■ **Directive**: Reproduce the data exactly.

■ **Provided data**:
··········
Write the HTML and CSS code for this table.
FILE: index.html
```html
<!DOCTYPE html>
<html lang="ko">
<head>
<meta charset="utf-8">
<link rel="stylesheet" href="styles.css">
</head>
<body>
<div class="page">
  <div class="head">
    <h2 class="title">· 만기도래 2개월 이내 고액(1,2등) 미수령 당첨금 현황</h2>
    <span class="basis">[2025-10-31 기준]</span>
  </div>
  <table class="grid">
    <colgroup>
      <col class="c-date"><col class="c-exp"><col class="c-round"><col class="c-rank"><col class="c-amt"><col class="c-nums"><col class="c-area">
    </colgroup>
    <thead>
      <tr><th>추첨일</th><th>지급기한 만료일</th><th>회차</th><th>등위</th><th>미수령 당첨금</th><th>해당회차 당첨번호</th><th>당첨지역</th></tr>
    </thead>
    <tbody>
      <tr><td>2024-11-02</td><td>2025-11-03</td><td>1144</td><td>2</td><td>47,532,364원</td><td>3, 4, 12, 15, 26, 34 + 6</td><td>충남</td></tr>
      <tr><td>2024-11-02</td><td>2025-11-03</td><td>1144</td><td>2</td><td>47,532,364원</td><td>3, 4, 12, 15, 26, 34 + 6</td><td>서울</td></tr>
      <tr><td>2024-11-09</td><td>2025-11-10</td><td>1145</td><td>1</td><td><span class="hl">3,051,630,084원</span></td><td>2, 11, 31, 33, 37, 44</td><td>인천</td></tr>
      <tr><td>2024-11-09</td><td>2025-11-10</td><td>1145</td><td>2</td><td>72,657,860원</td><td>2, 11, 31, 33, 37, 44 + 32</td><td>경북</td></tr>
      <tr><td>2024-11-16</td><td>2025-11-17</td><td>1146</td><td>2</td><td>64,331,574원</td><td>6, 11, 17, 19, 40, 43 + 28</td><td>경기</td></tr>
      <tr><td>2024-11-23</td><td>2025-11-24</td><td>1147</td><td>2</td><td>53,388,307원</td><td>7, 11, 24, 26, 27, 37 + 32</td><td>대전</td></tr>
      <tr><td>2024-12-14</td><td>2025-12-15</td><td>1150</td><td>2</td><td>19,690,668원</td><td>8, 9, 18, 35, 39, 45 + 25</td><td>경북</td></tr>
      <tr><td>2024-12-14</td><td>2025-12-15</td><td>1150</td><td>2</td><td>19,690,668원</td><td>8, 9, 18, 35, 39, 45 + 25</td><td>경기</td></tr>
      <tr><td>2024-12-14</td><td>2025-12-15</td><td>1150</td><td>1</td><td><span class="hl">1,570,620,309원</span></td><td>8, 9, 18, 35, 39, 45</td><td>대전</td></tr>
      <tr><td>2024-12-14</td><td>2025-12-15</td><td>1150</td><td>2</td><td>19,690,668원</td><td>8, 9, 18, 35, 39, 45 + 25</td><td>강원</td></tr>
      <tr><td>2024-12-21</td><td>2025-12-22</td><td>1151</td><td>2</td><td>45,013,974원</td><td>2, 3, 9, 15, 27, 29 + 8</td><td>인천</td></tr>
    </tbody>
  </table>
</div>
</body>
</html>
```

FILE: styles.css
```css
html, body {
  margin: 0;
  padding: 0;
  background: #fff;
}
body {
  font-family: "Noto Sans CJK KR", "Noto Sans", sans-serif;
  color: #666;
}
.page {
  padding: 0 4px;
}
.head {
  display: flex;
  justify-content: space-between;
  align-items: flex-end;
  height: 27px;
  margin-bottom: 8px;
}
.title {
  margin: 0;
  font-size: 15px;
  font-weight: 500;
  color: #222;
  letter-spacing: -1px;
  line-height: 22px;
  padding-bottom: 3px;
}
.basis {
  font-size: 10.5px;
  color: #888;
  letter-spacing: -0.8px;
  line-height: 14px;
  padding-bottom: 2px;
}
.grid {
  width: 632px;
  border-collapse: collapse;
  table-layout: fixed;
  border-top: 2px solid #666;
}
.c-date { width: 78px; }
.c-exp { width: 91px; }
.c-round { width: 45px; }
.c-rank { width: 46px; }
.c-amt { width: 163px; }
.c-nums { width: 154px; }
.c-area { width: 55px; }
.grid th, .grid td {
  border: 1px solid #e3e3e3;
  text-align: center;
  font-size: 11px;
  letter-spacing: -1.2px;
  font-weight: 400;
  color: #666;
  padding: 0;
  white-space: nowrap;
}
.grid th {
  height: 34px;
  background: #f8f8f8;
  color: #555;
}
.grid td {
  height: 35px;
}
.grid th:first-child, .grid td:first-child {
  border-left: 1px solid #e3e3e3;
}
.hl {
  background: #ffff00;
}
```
··········
■ **In response**:
Write the HTML and CSS code for this table.
FILE: index.html
```html
<!DOCTYPE html>
<html lang="ko">
<head>
<meta charset="utf-8">
<link rel="stylesheet" href="styles.css">
</head>
<body>
<div class="page">
  <div class="head">
    <h2 class="title">· 만기도래 2개월 이내 고액(1,2등) 미수령 당첨금 현황</h2>
    <span class="basis">[2025-10-31 기준]</span>
  </div>
  <table class="grid">
    <colgroup>
      <col class="c-date"><col class="c-exp"><col class="c-round"><col class="c-rank"><col class="c-amt"><col class="c-nums"><col class="c-area">
    </colgroup>
    <thead>
      <tr><th>추첨일</th><th>지급기한 만료일</th><th>회차</th><th>등위</th><th>미수령 당첨금</th><th>해당회차 당첨번호</th><th>당첨지역</th></tr>
    </thead>
    <tbody>
      <tr><td>2024-11-02</td><td>2025-11-03</td><td>1144</td><td>2</td><td>47,532,364원</td><td>3, 4, 12, 15, 26, 34 + 6</td><td>충남</td></tr>
      <tr><td>2024-11-02</td><td>2025-11-03</td><td>1144</td><td>2</td><td>47,532,364원</td><td>3, 4, 12, 15, 26, 34 + 6</td><td>서울</td></tr>
      <tr><td>2024-11-09</td><td>2025-11-10</td><td>1145</td><td>1</td><td><span class="hl">3,051,630,084원</span></td><td>2, 11, 31, 33, 37, 44</td><td>인천</td></tr>
      <tr><td>2024-11-09</td><td>2025-11-10</td><td>1145</td><td>2</td><td>72,657,860원</td><td>2, 11, 31, 33, 37, 44 + 32</td><td>경북</td></tr>
      <tr><td>2024-11-16</td><td>2025-11-17</td><td>1146</td><td>2</td><td>64,331,574원</td><td>6, 11, 17, 19, 40, 43 + 28</td><td>경기</td></tr>
      <tr><td>2024-11-23</td><td>2025-11-24</td><td>1147</td><td>2</td><td>53,388,307원</td><td>7, 11, 24, 26, 27, 37 + 32</td><td>대전</td></tr>
      <tr><td>2024-12-14</td><td>2025-12-15</td><td>1150</td><td>2</td><td>19,690,668원</td><td>8, 9, 18, 35, 39, 45 + 25</td><td>경북</td></tr>
      <tr><td>2024-12-14</td><td>2025-12-15</td><td>1150</td><td>2</td><td>19,690,668원</td><td>8, 9, 18, 35, 39, 45 + 25</td><td>경기</td></tr>
      <tr><td>2024-12-14</td><td>2025-12-15</td><td>1150</td><td>1</td><td><span class="hl">1,570,620,309원</span></td><td>8, 9, 18, 35, 39, 45</td><td>대전</td></tr>
      <tr><td>2024-12-14</td><td>2025-12-15</td><td>1150</td><td>2</td><td>19,690,668원</td><td>8, 9, 18, 35, 39, 45 + 25</td><td>강원</td></tr>
      <tr><td>2024-12-21</td><td>2025-12-22</td><td>1151</td><td>2</td><td>45,013,974원</td><td>2, 3, 9, 15, 27, 29 + 8</td><td>인천</td></tr>
    </tbody>
  </table>
</div>
</body>
</html>
```

FILE: styles.css
```css
html, body {
  margin: 0;
  padding: 0;
  background: #fff;
}
body {
  font-family: "Noto Sans CJK KR", "Noto Sans", sans-serif;
  color: #666;
}
.page {
  padding: 0 4px;
}
.head {
  display: flex;
  justify-content: space-between;
  align-items: flex-end;
  height: 27px;
  margin-bottom: 8px;
}
.title {
  margin: 0;
  font-size: 15px;
  font-weight: 500;
  color: #222;
  letter-spacing: -1px;
  line-height: 22px;
  padding-bottom: 3px;
}
.basis {
  font-size: 10.5px;
  color: #888;
  letter-spacing: -0.8px;
  line-height: 14px;
  padding-bottom: 2px;
}
.grid {
  width: 632px;
  border-collapse: collapse;
  table-layout: fixed;
  border-top: 2px solid #666;
}
.c-date { width: 78px; }
.c-exp { width: 91px; }
.c-round { width: 45px; }
.c-rank { width: 46px; }
.c-amt { width: 163px; }
.c-nums { width: 154px; }
.c-area { width: 55px; }
.grid th, .grid td {
  border: 1px solid #e3e3e3;
  text-align: center;
  font-size: 11px;
  letter-spacing: -1.2px;
  font-weight: 400;
  color: #666;
  padding: 0;
  white-space: nowrap;
}
.grid th {
  height: 34px;
  background: #f8f8f8;
  color: #555;
}
.grid td {
  height: 35px;
}
.grid th:first-child, .grid td:first-child {
  border-left: 1px solid #e3e3e3;
}
.hl {
  background: #ffff00;
}
```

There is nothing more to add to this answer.